Aさんはいつもたくさんの友だちに囲まれて、週末はショッピングや映画、たまには旅行なども行くことがあるそうで、充実した毎日を過ごしているように見えます。
ところがAさんには悩みがあるそうなのです。
それは、Aさんは友だちがいっぱいいるけれど、いつもAさんが気を使っていて、なんとなく疲れることが多いというのです。
例えば洋服のショッピングに行くと、友だちと自分のファッションの趣味が違う場合、たいていAさんは、相手がどこのお店に行きたいのかなどの話を聞いて、「じゃあ、そこに行こう。私も行きたいと思っていたの。」と、さも自分もそのお店に行きたかったかのように提案するのだそうです。
相手は喜んでくれるけれど、自分は本当は興味がないので、本心では楽しくないそうです。
相手が楽しんでくれるので、それでいいか、とも思うし、相手の笑顔を見ると、つい自分も嬉しそうな態度を取ってしまうのが悪いのかとも思うそうです。
そうやっていつも、Aさんにとって友だちとは、「付き合ってあげる相手」であって、一緒に楽しむ相手ではないとのことなのです。
自分が本当に興味あることや、楽しみたいこと、行きたい場所などは、自分一人のときに行ったりやったりすればいいと思っているのだそうです。
ところがAさんは時々思うそうです。みんなの意見や要望はAさんが聞いてあげるけれど、自分の意見や要望は誰も聞いてくれないんだなと。
そう思うと、Aさんは、自分が誰にも大切にされていないような気がして、寂しくなるとのことでした。
Aさんのように、相手の行きたい場所や、やりたいことを、なんとかして叶えてあげるのが上手な方がいらっしゃいます。
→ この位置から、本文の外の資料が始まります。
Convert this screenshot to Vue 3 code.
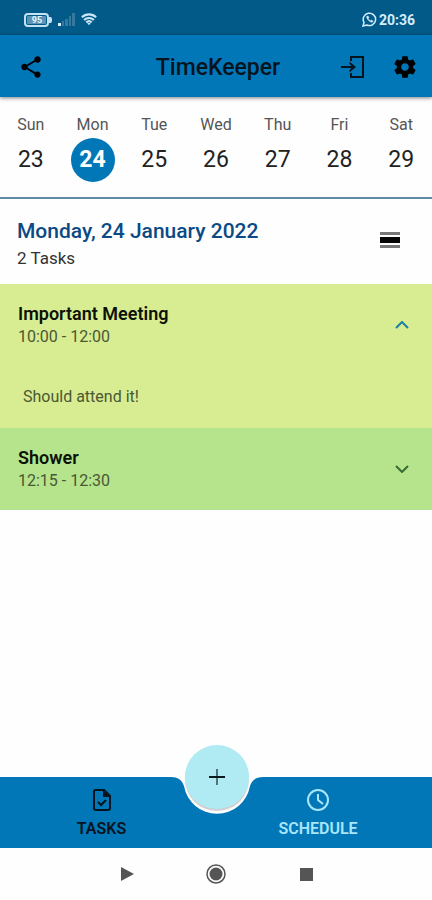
<template>
  <div class="screen">
    <div class="status-bar">
      <div class="status-group">
        <svg width="28" height="14" viewBox="0 0 28 14" role="img" aria-label="Battery 95%">
          <rect x="1" y="1" width="23" height="12" rx="3" fill="none" stroke="#c5e2f5" stroke-width="2" />
          <rect x="3" y="3" width="19" height="8" rx="1" fill="#5c93b5" />
          <path d="M25 4h1.500q1.500 0 1.500 3t-1.500 3H25z" fill="#c5e2f5" />
          <text x="13" y="10" text-anchor="middle" class="battery-text">95</text>
        </svg>
        <svg class="signal" width="17" height="13" viewBox="0 0 17 13" aria-hidden="true">
          <path d="M0 10h3v3H0z" fill="#d8efff" />
          <path d="M4 8h2v5H4zM7 6h3v7H7zM11 3h2v10h-2zM14 0h3v13h-3z" fill="#37789f" />
        </svg>
        <svg width="16" height="13" viewBox="0 0 18 14" fill="none" stroke="#c9e6f8" stroke-width="2.400" aria-hidden="true">
          <path d="M1 4.500a11.500 11.500 0 0 1 16 0M3.500 7.500a8 8 0 0 1 11 0M6 10.200a4.500 4.500 0 0 1 6 0" />
          <path d="M9 13.500l-2-2.500h4z" fill="#c9e6f8" stroke="none" />
        </svg>
      </div>
      <div class="status-group status-right">
        <svg width="15" height="15" viewBox="0 0 15 15" fill="none" stroke="#d4edfc" aria-hidden="true">
          <path d="M1 14l1-3.600A6.200 6.200 0 1 1 4.800 13z" stroke-width="1.500" />
          <path d="M4.800 4.300c-.8 1.800 2.600 6 5.300 6l1.100-1.300-2-1-.8.900C7.300 8.300 6.500 7.500 6.200 6.600l.7-.8-.7-1.700z" fill="#d4edfc" stroke-width="0.500" />
        </svg>
        <span>20:36</span>
      </div>
    </div>

    <header class="app-bar">
      <button type="button" aria-label="Share">
        <svg width="26" height="26" viewBox="0 0 24 24">
          <path d="M18 16.080c-.76 0-1.440.3-1.960.77L8.910 12.700c.05-.23.09-.46.09-.7s-.04-.47-.09-.7l7.050-4.110c.54.5 1.250.81 2.040.81 1.660 0 3-1.340 3-3s-1.340-3-3-3-3 1.340-3 3c0 .24.04.47.09.7L8.040 9.810C7.500 9.310 6.790 9 6 9c-1.660 0-3 1.340-3 3s1.340 3 3 3c.79 0 1.500-.31 2.040-.81l7.120 4.160c-.05.21-.08.43-.08.65 0 1.610 1.310 2.920 2.920 2.920s2.920-1.310 2.920-2.920-1.310-2.920-2.920-2.920z" />
        </svg>
      </button>
      <h1>TimeKeeper</h1>
      <div class="bar-actions">
        <button type="button" aria-label="Log in">
          <svg width="26" height="26" viewBox="0 0 26 26">
            <path d="M12 7V3h12v20H12v-4M2 13h12" fill="none" stroke="#07141d" stroke-width="2" />
            <path d="M11 8l6 5-6 5-1-1 3-4-3-4z" fill="#07141d" />
          </svg>
        </button>
        <button type="button" aria-label="Settings">
          <svg width="26" height="26" viewBox="0 0 24 24">
            <path d="M19.430 12.980c.04-.32.07-.64.07-.98s-.03-.66-.07-.98l2.110-1.650c.19-.15.24-.42.12-.64l-2-3.460c-.12-.22-.39-.3-.61-.22l-2.490 1c-.52-.4-1.080-.73-1.690-.98l-.38-2.650C14.460 2.180 14.250 2 14 2h-4c-.25 0-.46.18-.49.42l-.38 2.650c-.61.25-1.170.59-1.690.98l-2.490-1c-.23-.09-.49 0-.61.22l-2 3.460c-.13.22-.07.49.12.64l2.110 1.650c-.04.32-.07.65-.07.98s.03.66.07.98l-2.110 1.650c-.19.15-.24.42-.12.64l2 3.460c.12.22.39.3.61.22l2.490-1c.52.4 1.080.73 1.690.98l.38 2.650c.03.24.24.42.49.42h4c.25 0 .46-.18.49-.42l.38-2.650c.61-.25 1.170-.59 1.690-.98l2.490 1c.23.09.49 0 .61-.22l2-3.460c.12-.22.07-.49-.12-.64l-2.110-1.650zM12 15.500c-1.930 0-3.500-1.570-3.500-3.500s1.570-3.500 3.500-3.500 3.500 1.570 3.500 3.500-1.570 3.500-3.500 3.500z" />
          </svg>
        </button>
      </div>
    </header>

    <nav class="week" aria-label="Week">
      <button
        v-for="day in days"
        :key="day.date"
        type="button"
        class="day"
        :class="{ selected: day.date === selectedDate }"
        @click="selectedDate = day.date"
      >
        <span class="day-name">{{ day.name }}</span>
        <span class="day-date">{{ day.date }}</span>
      </button>
    </nav>

    <main>
      <div class="day-header">
        <div>
          <h2>{{ fullDay }}, {{ selectedDate }} January 2022</h2>
          <p>{{ tasks.length }} Tasks</p>
        </div>
        <button type="button" class="view-toggle" aria-label="Change view">
          <svg width="20" height="16" viewBox="0 0 20 16">
            <path d="M0 0h20v3H0zM0 13h20v3H0z" fill="#777" />
            <path d="M0 5h20v6H0z" fill="#050505" />
          </svg>
        </button>
      </div>

      <section
        v-for="task in tasks"
        :key="task.title"
        class="task"
        :class="[task.color, { open: task.open }]"
      >
        <button type="button" class="task-head" :aria-expanded="task.open" @click="task.open = !task.open">
          <span>
            <strong>{{ task.title }}</strong>
            <span class="task-time">{{ task.time }}</span>
          </span>
          <svg class="chevron" width="14" height="8" viewBox="0 0 14 8" fill="none" stroke="currentColor" stroke-width="2">
            <path v-if="task.open" d="M1 7l6-6 6 6" />
            <path v-else d="M1 1l6 6 6-6" />
          </svg>
        </button>
        <p v-if="task.open && task.note" class="task-note">{{ task.note }}</p>
      </section>
    </main>

    <footer>
      <nav class="tab-bar" aria-label="Main">
        <a href="#tasks" class="tab tab-left">
          <svg width="26" height="26" viewBox="0 0 26 26" fill="none" stroke="currentColor" stroke-width="2">
            <path d="M6 3h9l6 6v12q0 2-2 2H7q-2 0-2-2V5q0-2 1-2z" />
            <path d="M14 3v7h7z" fill="currentColor" stroke="none" />
            <path d="M9 15l3 3 5-5" />
          </svg>
          <span>TASKS</span>
        </a>
        <div class="notch">
          <svg width="100" height="71" viewBox="0 0 100 71" aria-hidden="true">
            <path d="M0 0H5C12 0 16 3 18 9A33.500 33.500 0 0 0 84 9C86 3 90 0 97 0H100V71H0Z" fill="#0277b8" />
          </svg>
          <button type="button" class="add" aria-label="Add task">
            <svg width="16" height="16" viewBox="0 0 16 16">
              <path d="M7 0h2v16H7z" fill="#4d757b" />
              <path d="M0 7h16v2H0z" fill="#0b1a1c" />
            </svg>
          </button>
        </div>
        <a href="#schedule" class="tab tab-right active" aria-current="page">
          <svg width="26" height="26" viewBox="0 0 26 26" fill="none" stroke="currentColor" stroke-width="2">
            <circle cx="13" cy="13" r="10" />
            <path d="M13 7v6l5 4" />
          </svg>
          <span>SCHEDULE</span>
        </a>
      </nav>
      <div class="system-nav">
        <button type="button" aria-label="Back">
          <svg width="20" height="20" viewBox="0 0 20 20" fill="#555"><path d="M5 3v14l13-7z" /></svg>
        </button>
        <button type="button" aria-label="Home">
          <svg width="20" height="20" viewBox="0 0 20 20">
            <circle cx="10" cy="10" r="9" fill="none" stroke="#555" stroke-width="1.500" />
            <circle cx="10" cy="10" r="6.500" fill="#555" />
          </svg>
        </button>
        <button type="button" aria-label="Recent apps">
          <svg width="20" height="20" viewBox="0 0 20 20" fill="#555"><path d="M4 4h13v13H4z" /></svg>
        </button>
      </div>
    </footer>
  </div>
</template>

<script setup>
import { computed, ref } from 'vue'

const days = [
  { name: 'Sun', full: 'Sunday', date: 23 },
  { name: 'Mon', full: 'Monday', date: 24 },
  { name: 'Tue', full: 'Tuesday', date: 25 },
  { name: 'Wed', full: 'Wednesday', date: 26 },
  { name: 'Thu', full: 'Thursday', date: 27 },
  { name: 'Fri', full: 'Friday', date: 28 },
  { name: 'Sat', full: 'Saturday', date: 29 }
]

const selectedDate = ref(24)
const fullDay = computed(() => days.find((day) => day.date === selectedDate.value).full)

const tasks = ref([
  { title: 'Important Meeting', time: '10:00 - 12:00', note: 'Should attend it!', color: 'lime', open: true },
  { title: 'Shower', time: '12:15 - 12:30', note: '', color: 'green', open: false }
])
</script>

<style>
body {
  margin: 0;
  background: #fefefe;
}
</style>

<style scoped>
.screen {
  display: flex;
  flex-direction: column;
  min-height: 100vh;
  font-family: Roboto, "Liberation Sans", sans-serif;
  color: #222;
}

button {
  display: block;
  margin: 0;
  padding: 0;
  border: 0;
  background: none;
  color: inherit;
  font: inherit;
  cursor: pointer;
}

svg {
  display: block;
}

h1,
h2,
p {
  margin: 0;
}

.status-bar {
  display: flex;
  align-items: center;
  justify-content: space-between;
  height: 35px;
  padding: 4px 17px 0 24px;
  box-sizing: border-box;
  background: #025a88;
}

.status-group {
  display: flex;
  align-items: center;
  gap: 6px;
}

.battery-text {
  fill: #e4f5ff;
  font-size: 9px;
  font-weight: 700;
}

.status-right {
  gap: 2px;
  color: #d4edfc;
  font-size: 14px;
  font-weight: 700;
}

.app-bar {
  position: relative;
  display: grid;
  grid-template-columns: 1fr auto 1fr;
  align-items: center;
  height: 62px;
  padding: 2px 14px 0 18px;
  box-sizing: border-box;
  background: #0277b8;
  box-shadow: 0 1px 4px rgba(0, 0, 0, 0.5);
}

.app-bar h1 {
  color: #07141d;
  font-size: 23px;
  font-weight: 500;
}

.bar-actions {
  display: flex;
  justify-content: flex-end;
  gap: 27px;
}

.week {
  display: grid;
  grid-template-columns: repeat(7, 1fr);
  padding: 16px 0 15px;
  border-bottom: 2px solid #5e8ca4;
}

.day {
  display: flex;
  flex-direction: column;
  align-items: center;
  gap: 2px;
}

.day-name {
  color: #555;
  font-size: 16px;
  line-height: 23px;
}

.day-date {
  width: 44px;
  border-radius: 50%;
  color: #222;
  font-size: 23px;
  line-height: 44px;
}

.selected .day-date {
  background: #0277b8;
  color: #fff;
  font-weight: 700;
}

.day-header {
  display: flex;
  align-items: flex-start;
  justify-content: space-between;
  padding: 17px 32px 14px 17px;
}

.day-header h2 {
  color: #0b4a85;
  font-size: 21px;
  font-weight: 500;
  line-height: 30px;
}

.day-header p {
  color: #333;
  font-size: 17px;
  line-height: 24px;
}

.view-toggle {
  padding: 16px 0;
}

.task-head {
  display: flex;
  align-items: center;
  justify-content: space-between;
  width: 100%;
  padding: 18px 23px 18px 18px;
  text-align: left;
}

.task-head strong,
.task-time {
  display: block;
}

.task-head strong {
  color: #0c1206;
  font-size: 18px;
  font-weight: 600;
  line-height: 24px;
}

.task-time {
  font-size: 16px;
  line-height: 22px;
}

.task-time,
.task-note {
  color: #4a5735;
}

.lime {
  background: #d8ed92;
}

.green {
  background: #b5e48c;
}

.chevron {
  color: #3a6b35;
}

.open .chevron {
  color: #1a7fa3;
}

.task-note {
  padding: 19px 23px;
  font-size: 16px;
  line-height: 24px;
}

footer {
  margin-top: auto;
}

.tab-bar {
  display: grid;
  grid-template-columns: 1fr 100px 1fr;
}

.tab {
  display: flex;
  flex-direction: column;
  align-items: center;
  padding: 10px 0 7px;
  background: #0277b8;
  color: #07141d;
  font-size: 16px;
  font-weight: 600;
  line-height: 24px;
  text-decoration: none;
}

.tab svg {
  margin-bottom: 4px;
}

.tab-left {
  padding-left: 37px;
}

.tab-right {
  padding-right: 62px;
}

.tab.active {
  color: #a8e6fa;
}

.notch {
  position: relative;
}

.add {
  position: absolute;
  top: -32px;
  left: 19px;
  display: flex;
  align-items: center;
  justify-content: center;
  width: 64px;
  height: 64px;
  border-radius: 50%;
  background: #b0ebf4;
  box-shadow: 0 2px 1px #cdced3;
}

.system-nav {
  display: flex;
  justify-content: center;
  gap: 70px;
  padding: 16px 0;
}
</style>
相手はまだはっきり口に出してもいないのに、会話の中からそれを感じ取ったりすることもあるようです。
そして、相手に変な気を使わせないように、あたかも自分が行きたいと思っていたとか、やりたいと思っていたというように伝えることもあるかもしれません。
すると相手は、「あなたとは気が合う」と喜んでくれるけれど、Aさんとしては気配りしているだけなので、誰も理解してくれないなと思うそうです。
自分のことを後回しにして、相手の喜ぶ顔を見たいというのは、Aさんがとても気遣いができて優しい人であるとも言えます。そのため周りの人たちもAさんのことが好きなのですが、Aさん自身が、誰にも分かってもらえず、大切にもされていない気がしてしまうのです。
心理学では投影と言うのですが、私たちの心には、心の内の世界を、外の世界に映し出すしくみがあります。映し出しているものとしては、自分が感じている感情、過去に出会った人、過去に経験した出来事などがあります。
投影という考え方を用いてみると、Aさんが誰にも自分を理解してもらっていないような気がしていたのは、Aさん自身が自分がやりたいことよりも、他人がやりたいことを優先しているという心の内の世界を投影し、他人もまたAさんの気持ちに無頓着でAさんが何をしたいと思っているのか興味がないかのように、Aさんが感じてしまっていることが考えられるのです。
Aさんは、自分がやりたいことにもう少し意識を向けたり、自分を大切にするようにしてみると、それをまた投影するので、他人もまたAさんを大切にしてくれるように感じられるのかもしれません。
とはいえ、自分を大切にするというのは、何をしたらいいのかわかりませんとAさんは言いました。エステに行ったり、美味しいものを食べたり、綺麗だなと思う景色などを観ればいいんでしょうか?とおっしゃいます。
もちろん、そのような方法も自分を大切にすることと言えるかもしれません。
ところが、Aさんは、自分の意見や要望を誰も聞いてくれないことで、大切にされている気がしないのですから、まずは自分の意見や要望を自分で聞いてあげることが良いかもしれません。
それも、一人で行動するためではなく、誰かと行動するときの、Aさん自身の行きたい場所ややりたいことを自分に聞いてみるのです。
慣れないうちは、誰かと一緒ならば、相手の意見や要望を叶えるほうが楽だと思ったり、自分の意見や要望は考えても出てこないと思うことがあるかもしれません。
それでもAさんに意見や要望がないということではありません。いつの間にか自分の願いを抑圧してしまっていると考えられるのです。
抑圧とは、本当はあるのに、あると思うと苦しいので、心の中であたかも無いもののようにしてしまうことです。
Aさんは、自分が本当にやりたいことを諦めてきたのかもしれません。
もう一度そんな自分の願いに耳を澄ませてみること、そして勇気を出してそれを気の置けない友だちなどに話して、一緒に実現するという経験を何度か積んでみてはいかがでしょうか。
自分の思いを大切にすることは、周りの人に大切にしてもらうことでもあるのではないでしょうか。